• _Short exercise_:
Select the lines below containing the word "page".
-------- Supplied material
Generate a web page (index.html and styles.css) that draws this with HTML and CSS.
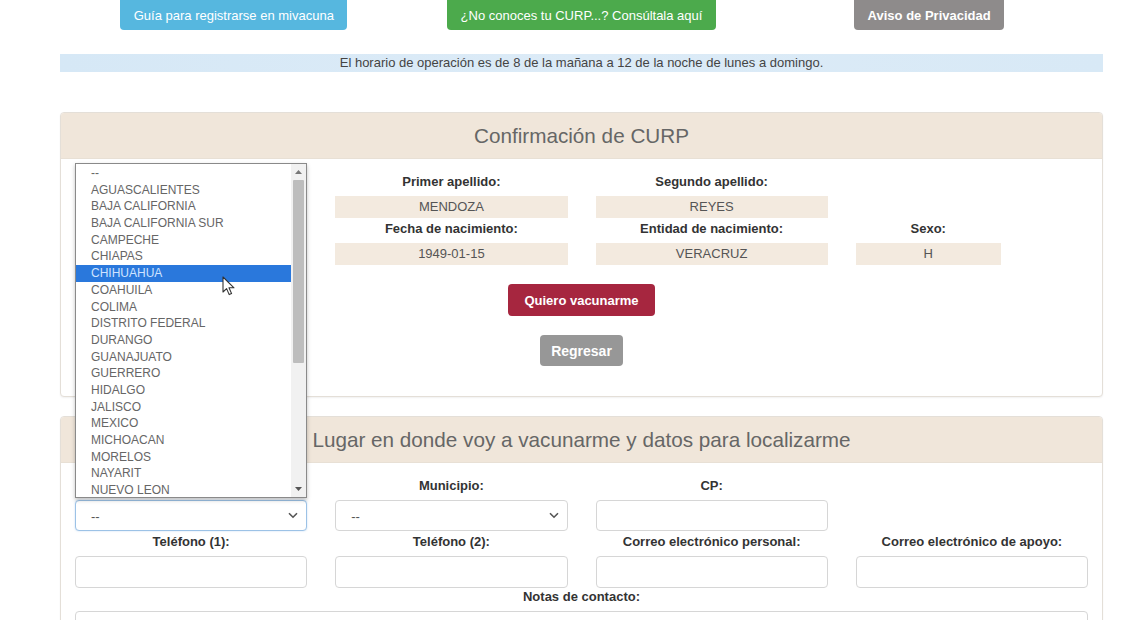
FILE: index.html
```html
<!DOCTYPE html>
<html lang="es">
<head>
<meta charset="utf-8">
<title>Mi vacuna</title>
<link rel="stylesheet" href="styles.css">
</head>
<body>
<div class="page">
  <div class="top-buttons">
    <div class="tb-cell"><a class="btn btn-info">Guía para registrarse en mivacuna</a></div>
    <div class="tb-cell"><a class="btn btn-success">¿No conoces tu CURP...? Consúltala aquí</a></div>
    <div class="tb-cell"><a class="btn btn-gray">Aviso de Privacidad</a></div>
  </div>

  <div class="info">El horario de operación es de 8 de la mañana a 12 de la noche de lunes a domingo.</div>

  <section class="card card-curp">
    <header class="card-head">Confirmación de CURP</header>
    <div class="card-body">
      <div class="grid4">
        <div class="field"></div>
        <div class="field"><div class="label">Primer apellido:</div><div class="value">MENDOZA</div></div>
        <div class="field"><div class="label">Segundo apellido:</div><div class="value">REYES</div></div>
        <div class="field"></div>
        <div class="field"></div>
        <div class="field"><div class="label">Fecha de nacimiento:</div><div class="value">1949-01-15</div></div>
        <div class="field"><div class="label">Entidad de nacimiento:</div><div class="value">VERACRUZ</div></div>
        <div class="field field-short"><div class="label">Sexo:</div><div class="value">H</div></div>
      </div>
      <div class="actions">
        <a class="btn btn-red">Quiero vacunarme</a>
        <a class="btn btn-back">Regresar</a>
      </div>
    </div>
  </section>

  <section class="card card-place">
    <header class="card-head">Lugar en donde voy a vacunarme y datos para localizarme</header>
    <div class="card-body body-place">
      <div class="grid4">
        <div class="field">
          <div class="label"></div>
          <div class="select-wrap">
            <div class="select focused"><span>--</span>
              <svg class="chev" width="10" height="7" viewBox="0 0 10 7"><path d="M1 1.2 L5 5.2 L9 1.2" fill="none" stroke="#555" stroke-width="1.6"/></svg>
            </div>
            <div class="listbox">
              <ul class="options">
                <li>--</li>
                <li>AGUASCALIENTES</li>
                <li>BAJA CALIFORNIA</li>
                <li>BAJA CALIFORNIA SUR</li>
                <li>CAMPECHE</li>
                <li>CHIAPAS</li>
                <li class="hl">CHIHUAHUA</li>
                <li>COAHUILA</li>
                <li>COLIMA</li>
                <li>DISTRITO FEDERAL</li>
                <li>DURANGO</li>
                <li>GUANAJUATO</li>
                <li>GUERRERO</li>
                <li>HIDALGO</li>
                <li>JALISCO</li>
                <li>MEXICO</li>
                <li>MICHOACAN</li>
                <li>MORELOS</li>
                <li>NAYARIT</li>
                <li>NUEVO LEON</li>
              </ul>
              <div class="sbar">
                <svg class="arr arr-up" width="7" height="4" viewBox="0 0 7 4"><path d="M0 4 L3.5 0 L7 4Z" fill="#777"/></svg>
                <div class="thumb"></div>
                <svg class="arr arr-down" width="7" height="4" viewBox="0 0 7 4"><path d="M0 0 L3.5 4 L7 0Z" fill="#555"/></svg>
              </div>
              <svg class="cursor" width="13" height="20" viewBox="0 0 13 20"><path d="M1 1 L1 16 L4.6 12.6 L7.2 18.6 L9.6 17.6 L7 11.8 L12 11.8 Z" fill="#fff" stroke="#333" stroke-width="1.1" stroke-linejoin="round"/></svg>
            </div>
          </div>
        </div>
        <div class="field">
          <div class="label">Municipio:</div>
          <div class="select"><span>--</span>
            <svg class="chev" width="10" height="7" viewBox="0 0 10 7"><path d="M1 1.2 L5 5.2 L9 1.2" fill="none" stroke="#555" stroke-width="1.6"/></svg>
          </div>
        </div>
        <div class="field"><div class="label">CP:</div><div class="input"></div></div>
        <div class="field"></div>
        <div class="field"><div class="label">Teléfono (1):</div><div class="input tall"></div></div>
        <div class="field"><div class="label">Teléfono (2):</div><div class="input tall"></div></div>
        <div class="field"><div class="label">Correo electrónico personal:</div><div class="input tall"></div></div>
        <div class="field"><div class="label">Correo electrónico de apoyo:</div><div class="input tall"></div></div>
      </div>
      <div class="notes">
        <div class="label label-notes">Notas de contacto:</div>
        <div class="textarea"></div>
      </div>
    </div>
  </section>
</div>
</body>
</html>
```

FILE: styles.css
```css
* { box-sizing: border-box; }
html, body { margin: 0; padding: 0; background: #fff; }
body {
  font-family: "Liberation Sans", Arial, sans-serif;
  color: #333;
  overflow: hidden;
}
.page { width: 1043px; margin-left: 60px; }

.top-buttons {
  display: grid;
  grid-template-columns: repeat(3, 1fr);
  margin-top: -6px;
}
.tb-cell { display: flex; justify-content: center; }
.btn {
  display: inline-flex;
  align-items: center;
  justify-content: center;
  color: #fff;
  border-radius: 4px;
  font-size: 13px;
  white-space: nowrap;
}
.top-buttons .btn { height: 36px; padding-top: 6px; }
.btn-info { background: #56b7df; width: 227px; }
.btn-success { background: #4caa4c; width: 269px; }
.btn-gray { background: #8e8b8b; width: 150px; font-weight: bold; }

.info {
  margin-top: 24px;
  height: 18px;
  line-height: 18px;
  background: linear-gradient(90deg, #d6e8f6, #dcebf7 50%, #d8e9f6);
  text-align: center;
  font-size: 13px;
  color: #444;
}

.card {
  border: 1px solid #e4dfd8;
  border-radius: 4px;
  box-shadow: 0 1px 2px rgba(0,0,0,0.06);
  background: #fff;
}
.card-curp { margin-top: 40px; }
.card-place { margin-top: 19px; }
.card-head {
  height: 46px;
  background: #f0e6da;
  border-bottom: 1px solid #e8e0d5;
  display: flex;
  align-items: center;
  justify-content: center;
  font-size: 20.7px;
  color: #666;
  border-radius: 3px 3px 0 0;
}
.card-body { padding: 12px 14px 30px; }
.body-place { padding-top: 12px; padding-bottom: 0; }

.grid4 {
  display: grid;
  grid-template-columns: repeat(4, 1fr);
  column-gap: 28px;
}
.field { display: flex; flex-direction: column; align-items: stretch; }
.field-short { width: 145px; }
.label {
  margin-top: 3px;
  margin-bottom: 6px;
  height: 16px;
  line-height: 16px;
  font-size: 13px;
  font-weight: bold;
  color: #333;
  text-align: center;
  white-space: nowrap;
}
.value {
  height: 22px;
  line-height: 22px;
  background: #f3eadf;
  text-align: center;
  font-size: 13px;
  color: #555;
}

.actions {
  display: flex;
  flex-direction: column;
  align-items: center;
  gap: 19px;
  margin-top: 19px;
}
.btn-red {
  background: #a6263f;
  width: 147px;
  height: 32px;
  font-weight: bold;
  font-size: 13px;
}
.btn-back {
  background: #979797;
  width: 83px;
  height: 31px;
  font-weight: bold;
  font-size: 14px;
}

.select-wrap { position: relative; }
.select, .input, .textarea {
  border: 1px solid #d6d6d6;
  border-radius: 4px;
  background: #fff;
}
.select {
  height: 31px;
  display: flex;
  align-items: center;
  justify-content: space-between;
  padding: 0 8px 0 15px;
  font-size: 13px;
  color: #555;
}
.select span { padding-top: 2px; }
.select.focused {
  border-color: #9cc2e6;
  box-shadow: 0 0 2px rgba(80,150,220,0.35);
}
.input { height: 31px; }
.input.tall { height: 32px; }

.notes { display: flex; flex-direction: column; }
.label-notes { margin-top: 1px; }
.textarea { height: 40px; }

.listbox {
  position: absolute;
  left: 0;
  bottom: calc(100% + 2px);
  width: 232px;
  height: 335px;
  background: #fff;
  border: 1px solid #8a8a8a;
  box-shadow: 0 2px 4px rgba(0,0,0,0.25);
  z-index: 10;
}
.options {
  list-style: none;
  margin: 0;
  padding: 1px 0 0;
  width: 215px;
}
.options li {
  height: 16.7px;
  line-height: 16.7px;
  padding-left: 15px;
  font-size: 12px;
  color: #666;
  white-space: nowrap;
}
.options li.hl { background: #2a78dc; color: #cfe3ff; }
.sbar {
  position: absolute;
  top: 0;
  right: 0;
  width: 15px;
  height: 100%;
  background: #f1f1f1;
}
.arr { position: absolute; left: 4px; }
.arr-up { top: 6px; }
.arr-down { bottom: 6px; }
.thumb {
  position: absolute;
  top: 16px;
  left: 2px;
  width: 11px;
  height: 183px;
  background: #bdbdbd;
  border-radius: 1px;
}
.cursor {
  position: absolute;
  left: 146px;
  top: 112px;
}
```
----------------
• _Written answer_:
Generate a web page (index.html and styles.css) that draws this with HTML and CSS.
<div class="page">
.page { width: 1043px; margin-left: 60px; }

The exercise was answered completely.